[TASK PROMPT] Below are the records; collect from them each line containing the string "index".

[DATA ENTRIES]
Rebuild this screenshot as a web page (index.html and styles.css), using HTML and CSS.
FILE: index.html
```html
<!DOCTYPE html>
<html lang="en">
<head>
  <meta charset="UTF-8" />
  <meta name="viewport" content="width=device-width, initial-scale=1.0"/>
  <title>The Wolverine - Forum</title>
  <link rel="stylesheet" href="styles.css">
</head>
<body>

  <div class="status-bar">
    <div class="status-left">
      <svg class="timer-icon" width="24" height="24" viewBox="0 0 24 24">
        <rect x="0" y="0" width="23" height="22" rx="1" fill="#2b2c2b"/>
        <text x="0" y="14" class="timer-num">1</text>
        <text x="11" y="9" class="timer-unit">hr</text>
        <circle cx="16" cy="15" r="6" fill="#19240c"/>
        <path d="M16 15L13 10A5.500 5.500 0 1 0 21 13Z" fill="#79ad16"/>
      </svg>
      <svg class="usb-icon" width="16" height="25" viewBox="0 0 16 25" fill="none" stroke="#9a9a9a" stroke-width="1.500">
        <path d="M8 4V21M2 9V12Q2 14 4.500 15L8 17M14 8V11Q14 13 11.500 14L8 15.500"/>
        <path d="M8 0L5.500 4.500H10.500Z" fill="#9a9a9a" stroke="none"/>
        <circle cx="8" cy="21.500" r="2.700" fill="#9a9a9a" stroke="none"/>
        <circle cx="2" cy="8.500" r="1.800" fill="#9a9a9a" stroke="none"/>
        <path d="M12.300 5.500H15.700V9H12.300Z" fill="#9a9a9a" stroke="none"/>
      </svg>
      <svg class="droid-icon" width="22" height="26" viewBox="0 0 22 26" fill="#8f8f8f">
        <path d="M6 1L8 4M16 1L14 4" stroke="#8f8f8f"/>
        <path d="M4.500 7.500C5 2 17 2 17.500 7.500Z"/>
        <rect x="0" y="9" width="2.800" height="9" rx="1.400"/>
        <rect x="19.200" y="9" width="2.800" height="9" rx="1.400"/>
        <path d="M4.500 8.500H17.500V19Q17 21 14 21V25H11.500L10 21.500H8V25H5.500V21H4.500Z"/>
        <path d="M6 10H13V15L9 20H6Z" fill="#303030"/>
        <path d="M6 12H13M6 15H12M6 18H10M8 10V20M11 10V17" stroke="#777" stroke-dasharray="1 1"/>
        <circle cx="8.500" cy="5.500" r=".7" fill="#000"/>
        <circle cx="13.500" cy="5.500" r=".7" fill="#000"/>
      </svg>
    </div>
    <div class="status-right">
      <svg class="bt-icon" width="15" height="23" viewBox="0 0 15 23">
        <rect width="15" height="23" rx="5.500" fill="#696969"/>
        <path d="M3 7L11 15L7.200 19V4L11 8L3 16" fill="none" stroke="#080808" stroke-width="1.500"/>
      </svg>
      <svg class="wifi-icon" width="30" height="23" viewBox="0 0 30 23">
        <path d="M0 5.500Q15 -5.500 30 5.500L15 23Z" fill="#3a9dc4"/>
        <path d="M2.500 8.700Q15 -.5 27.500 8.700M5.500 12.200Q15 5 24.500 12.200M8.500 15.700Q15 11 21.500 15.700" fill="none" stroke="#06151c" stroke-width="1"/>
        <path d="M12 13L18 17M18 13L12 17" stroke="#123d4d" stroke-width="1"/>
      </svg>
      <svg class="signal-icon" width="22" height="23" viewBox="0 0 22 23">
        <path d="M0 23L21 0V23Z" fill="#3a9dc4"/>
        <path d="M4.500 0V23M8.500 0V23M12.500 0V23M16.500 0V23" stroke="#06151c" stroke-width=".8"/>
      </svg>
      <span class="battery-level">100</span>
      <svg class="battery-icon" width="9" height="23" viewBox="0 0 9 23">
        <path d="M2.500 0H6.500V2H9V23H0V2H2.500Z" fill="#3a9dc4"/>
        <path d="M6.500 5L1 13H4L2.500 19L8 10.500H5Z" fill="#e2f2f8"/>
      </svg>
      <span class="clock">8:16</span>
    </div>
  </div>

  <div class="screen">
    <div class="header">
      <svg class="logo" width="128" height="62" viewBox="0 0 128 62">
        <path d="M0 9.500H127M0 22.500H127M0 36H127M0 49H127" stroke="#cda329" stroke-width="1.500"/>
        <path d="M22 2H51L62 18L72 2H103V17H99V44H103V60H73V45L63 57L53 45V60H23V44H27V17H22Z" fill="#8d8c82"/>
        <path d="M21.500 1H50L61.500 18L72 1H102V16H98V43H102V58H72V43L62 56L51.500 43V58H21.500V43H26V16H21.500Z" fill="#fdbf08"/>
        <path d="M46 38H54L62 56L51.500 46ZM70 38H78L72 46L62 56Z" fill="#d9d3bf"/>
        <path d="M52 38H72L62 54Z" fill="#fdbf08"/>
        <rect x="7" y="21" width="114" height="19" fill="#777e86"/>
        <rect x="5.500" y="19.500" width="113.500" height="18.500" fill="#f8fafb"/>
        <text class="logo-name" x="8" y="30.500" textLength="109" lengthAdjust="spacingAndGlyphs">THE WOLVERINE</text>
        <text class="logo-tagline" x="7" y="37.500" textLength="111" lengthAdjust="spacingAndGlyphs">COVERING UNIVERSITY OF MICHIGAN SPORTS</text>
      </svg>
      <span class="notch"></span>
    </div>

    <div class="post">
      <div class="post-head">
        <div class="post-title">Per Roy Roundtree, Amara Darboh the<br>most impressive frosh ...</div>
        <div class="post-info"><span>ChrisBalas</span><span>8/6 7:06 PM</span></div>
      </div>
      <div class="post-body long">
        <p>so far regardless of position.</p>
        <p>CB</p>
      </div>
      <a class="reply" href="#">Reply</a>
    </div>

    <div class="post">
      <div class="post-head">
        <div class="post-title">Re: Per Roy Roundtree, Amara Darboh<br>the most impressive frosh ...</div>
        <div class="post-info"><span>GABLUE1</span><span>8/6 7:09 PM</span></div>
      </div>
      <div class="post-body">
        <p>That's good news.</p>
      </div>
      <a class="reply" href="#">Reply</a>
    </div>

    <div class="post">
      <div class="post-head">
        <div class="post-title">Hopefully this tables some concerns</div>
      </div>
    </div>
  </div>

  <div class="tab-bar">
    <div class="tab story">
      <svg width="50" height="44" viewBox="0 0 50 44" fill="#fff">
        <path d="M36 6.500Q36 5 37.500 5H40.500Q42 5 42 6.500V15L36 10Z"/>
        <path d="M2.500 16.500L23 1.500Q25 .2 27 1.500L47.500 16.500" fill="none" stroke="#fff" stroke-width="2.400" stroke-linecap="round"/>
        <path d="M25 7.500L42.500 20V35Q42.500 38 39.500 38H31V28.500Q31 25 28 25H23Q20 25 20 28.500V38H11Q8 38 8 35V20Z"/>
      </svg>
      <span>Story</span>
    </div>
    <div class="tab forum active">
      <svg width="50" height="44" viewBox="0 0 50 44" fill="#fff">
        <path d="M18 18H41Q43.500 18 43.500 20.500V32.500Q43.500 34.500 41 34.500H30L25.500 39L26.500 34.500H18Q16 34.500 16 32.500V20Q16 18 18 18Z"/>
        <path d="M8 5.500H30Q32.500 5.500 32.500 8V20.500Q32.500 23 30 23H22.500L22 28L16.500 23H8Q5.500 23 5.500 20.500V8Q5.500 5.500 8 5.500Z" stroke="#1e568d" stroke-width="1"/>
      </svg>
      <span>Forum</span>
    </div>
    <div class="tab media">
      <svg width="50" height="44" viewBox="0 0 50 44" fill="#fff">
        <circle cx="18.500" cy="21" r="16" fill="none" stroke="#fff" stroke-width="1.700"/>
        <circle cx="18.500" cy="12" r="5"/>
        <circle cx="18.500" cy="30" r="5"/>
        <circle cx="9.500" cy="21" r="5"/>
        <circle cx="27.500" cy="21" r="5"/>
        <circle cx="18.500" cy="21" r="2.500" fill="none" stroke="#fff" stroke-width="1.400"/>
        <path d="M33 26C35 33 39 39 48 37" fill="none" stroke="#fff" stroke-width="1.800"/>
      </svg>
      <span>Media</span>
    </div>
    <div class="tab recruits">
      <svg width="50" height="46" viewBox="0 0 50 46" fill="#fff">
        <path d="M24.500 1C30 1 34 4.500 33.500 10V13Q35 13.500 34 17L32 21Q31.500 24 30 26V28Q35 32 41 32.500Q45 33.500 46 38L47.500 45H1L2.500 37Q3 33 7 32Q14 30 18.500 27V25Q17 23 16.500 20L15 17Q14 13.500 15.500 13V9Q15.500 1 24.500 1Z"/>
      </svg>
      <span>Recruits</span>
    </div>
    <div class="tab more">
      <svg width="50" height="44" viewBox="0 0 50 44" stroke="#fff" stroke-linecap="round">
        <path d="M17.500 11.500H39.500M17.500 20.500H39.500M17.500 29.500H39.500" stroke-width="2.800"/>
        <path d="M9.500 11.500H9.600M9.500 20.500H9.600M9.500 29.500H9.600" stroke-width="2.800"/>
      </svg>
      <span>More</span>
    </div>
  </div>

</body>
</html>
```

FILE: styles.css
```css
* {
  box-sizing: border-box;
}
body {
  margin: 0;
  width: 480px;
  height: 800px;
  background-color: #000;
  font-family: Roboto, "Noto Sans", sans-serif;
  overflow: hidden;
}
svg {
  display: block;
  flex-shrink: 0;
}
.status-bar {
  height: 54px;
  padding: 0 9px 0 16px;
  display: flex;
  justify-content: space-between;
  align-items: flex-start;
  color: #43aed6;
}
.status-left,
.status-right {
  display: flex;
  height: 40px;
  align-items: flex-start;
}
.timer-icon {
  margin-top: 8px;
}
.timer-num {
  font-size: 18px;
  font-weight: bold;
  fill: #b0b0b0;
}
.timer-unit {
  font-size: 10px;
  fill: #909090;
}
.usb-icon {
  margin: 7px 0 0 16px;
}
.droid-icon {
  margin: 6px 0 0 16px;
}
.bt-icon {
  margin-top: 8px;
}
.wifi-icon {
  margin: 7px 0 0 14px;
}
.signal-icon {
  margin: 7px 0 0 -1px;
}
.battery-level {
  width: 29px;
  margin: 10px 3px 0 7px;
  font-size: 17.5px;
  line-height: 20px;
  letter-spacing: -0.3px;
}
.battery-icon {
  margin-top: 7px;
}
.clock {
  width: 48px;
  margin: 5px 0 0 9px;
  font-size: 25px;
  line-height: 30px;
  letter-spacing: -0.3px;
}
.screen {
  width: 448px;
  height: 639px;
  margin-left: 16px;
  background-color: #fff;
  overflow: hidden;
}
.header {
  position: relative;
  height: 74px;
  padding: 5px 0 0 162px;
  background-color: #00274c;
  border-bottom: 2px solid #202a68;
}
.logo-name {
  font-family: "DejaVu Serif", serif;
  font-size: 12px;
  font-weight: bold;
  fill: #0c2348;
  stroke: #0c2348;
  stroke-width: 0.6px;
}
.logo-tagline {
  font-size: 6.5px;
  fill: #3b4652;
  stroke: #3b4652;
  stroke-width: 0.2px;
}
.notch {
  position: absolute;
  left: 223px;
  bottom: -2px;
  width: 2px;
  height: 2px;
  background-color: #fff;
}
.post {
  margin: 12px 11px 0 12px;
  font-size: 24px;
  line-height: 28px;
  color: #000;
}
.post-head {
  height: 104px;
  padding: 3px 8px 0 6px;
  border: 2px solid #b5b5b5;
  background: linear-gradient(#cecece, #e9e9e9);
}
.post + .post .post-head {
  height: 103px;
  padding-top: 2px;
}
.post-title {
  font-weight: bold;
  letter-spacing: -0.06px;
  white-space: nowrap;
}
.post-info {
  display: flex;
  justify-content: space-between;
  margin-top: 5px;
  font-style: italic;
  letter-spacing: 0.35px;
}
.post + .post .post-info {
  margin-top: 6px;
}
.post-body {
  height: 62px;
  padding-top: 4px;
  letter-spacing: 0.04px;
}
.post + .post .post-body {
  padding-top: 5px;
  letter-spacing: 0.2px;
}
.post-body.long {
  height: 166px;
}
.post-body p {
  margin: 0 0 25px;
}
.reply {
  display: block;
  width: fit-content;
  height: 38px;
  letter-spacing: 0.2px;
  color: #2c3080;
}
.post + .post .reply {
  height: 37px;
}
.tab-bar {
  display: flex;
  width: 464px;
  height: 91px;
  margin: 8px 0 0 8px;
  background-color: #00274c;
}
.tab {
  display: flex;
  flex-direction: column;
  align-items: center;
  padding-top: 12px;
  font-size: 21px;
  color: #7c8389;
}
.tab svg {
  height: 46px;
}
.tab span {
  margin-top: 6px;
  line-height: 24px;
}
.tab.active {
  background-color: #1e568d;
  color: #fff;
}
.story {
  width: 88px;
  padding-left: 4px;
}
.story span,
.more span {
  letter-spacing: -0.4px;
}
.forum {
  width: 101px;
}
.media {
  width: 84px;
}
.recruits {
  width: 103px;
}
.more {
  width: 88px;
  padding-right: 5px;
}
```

---

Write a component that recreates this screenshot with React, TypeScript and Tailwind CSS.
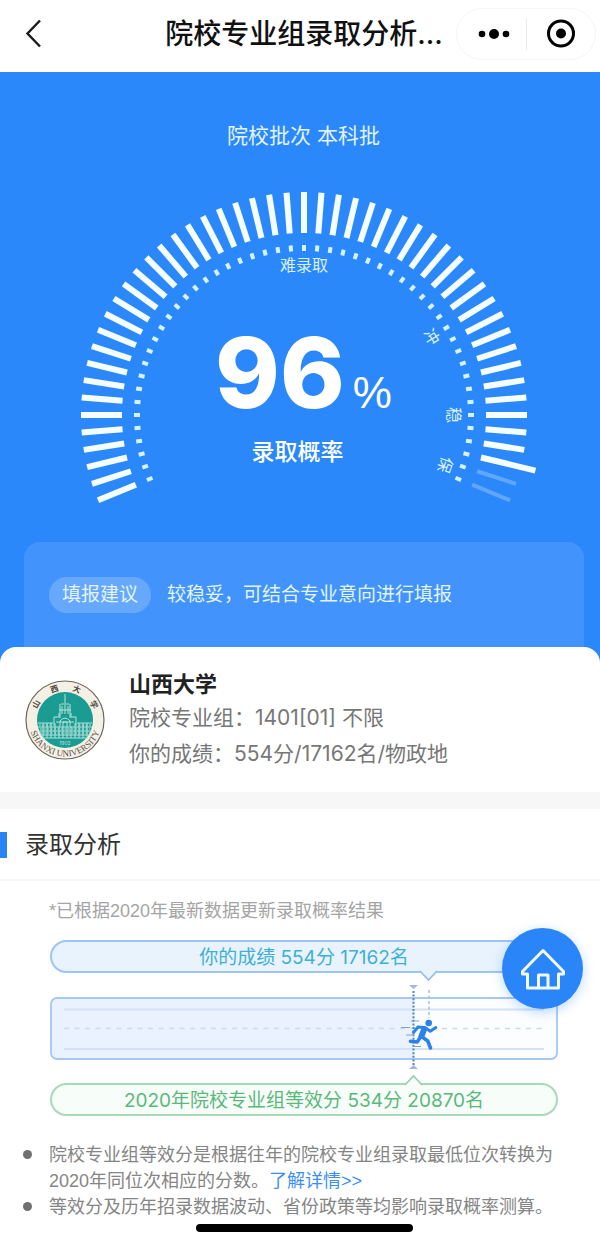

--

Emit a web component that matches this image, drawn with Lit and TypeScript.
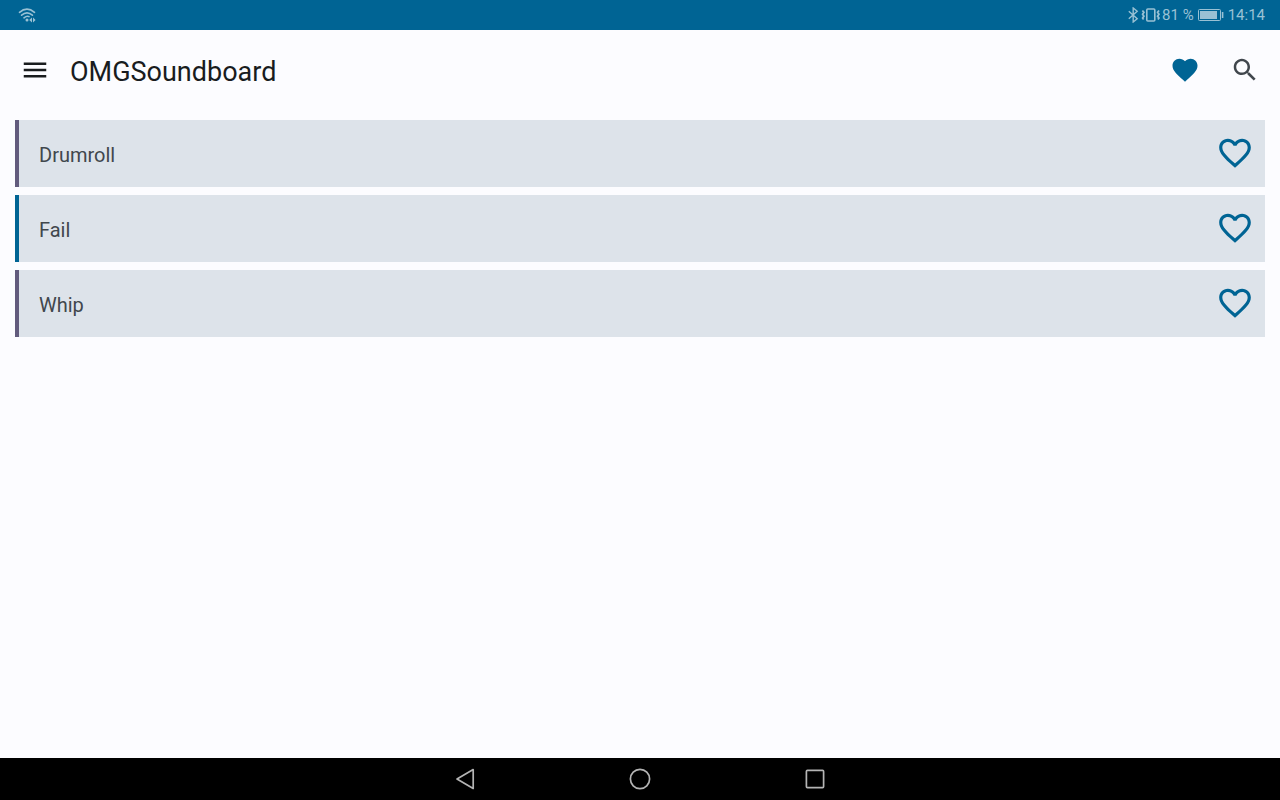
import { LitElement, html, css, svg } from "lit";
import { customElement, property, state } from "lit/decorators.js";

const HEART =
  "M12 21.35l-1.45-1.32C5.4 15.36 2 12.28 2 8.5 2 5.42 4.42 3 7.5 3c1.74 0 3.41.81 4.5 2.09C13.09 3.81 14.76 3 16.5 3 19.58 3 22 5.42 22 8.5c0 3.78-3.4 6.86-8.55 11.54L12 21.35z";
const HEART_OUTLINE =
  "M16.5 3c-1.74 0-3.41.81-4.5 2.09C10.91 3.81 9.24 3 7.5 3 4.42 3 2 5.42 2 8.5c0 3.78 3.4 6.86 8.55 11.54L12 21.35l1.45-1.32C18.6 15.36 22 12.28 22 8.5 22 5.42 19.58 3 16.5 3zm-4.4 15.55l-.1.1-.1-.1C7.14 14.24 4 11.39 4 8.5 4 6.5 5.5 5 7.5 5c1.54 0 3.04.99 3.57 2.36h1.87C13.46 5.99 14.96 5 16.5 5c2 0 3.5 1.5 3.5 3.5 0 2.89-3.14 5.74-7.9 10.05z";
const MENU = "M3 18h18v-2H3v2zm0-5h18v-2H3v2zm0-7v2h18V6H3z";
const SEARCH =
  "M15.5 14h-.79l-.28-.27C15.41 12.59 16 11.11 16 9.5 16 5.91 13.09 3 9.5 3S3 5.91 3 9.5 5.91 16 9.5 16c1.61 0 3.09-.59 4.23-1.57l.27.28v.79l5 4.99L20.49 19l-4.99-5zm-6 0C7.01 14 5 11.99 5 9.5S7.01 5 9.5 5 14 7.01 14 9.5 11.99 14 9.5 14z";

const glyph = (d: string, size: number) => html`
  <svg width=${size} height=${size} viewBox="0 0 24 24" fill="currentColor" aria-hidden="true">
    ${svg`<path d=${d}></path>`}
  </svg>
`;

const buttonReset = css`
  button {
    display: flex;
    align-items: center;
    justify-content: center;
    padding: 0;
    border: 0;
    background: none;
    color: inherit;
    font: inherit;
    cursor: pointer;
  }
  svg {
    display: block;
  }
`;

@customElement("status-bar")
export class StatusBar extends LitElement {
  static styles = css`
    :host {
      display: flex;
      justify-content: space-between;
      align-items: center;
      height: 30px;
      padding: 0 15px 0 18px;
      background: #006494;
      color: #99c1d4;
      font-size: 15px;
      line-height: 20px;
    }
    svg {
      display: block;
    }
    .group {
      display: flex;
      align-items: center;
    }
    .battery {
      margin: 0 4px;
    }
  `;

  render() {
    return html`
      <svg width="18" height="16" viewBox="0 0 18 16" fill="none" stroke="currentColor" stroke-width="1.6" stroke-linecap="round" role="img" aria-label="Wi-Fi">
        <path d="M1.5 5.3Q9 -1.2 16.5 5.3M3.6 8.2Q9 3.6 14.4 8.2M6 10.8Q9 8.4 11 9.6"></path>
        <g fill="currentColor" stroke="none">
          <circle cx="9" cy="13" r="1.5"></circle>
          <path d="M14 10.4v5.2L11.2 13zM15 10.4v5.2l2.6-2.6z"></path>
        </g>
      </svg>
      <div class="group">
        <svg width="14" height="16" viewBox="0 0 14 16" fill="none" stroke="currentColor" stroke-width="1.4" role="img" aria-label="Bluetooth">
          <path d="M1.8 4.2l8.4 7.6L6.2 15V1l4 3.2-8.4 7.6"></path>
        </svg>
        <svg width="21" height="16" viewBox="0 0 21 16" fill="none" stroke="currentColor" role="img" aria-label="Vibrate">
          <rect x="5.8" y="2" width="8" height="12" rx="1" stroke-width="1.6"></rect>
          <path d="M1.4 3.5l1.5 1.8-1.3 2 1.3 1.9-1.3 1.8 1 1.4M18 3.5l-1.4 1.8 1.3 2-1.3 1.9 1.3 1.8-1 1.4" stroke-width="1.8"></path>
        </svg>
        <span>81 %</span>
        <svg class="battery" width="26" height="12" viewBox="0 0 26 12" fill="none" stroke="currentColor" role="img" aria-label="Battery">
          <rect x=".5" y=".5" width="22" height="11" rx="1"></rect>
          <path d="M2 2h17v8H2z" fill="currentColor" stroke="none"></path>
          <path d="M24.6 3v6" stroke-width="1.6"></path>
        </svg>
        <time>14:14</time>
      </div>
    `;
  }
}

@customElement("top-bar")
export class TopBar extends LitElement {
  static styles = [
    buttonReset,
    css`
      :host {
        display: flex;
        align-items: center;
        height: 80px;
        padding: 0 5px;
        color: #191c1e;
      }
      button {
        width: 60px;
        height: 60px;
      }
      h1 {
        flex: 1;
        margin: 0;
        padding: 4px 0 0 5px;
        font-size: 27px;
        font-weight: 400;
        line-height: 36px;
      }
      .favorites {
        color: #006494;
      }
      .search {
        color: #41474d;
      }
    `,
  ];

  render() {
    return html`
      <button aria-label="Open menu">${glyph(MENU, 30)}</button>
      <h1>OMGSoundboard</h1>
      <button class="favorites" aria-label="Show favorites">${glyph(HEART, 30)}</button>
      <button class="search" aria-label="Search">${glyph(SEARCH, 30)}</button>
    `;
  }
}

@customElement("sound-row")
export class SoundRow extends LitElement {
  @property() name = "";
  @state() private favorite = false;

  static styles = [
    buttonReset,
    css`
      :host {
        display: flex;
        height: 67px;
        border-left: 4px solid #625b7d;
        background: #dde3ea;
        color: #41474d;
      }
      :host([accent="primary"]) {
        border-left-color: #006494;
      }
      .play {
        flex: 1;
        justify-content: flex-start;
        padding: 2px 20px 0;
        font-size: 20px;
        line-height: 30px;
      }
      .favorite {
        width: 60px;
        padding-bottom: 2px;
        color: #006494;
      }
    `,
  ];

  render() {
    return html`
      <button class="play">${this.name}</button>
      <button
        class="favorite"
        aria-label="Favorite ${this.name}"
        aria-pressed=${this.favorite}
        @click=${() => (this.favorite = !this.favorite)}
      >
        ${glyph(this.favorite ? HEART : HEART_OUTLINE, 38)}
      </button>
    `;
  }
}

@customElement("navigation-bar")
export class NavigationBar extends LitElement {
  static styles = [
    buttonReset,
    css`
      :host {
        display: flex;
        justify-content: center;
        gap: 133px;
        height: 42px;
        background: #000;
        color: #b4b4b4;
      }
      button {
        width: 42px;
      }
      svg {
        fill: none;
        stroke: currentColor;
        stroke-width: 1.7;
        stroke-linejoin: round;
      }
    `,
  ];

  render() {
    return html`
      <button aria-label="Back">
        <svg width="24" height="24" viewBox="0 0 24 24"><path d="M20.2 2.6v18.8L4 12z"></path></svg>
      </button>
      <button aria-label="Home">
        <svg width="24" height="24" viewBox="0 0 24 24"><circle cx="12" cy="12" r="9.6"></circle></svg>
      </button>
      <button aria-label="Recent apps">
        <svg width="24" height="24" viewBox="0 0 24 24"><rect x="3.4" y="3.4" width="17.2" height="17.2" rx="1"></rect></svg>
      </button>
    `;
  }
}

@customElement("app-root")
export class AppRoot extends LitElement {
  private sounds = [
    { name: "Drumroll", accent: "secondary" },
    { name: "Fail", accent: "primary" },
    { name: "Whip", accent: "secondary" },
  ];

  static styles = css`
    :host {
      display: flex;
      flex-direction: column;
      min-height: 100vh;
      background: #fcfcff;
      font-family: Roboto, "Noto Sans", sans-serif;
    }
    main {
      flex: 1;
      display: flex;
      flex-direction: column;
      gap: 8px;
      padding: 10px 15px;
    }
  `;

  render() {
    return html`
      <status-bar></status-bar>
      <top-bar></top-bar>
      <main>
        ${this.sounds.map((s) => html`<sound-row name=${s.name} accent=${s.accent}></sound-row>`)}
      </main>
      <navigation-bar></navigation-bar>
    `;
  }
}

[OUTPUT FOR THIS EXERCISE]
Rebuild this screenshot as a web page (index.html and styles.css), using HTML and CSS.
FILE: index.html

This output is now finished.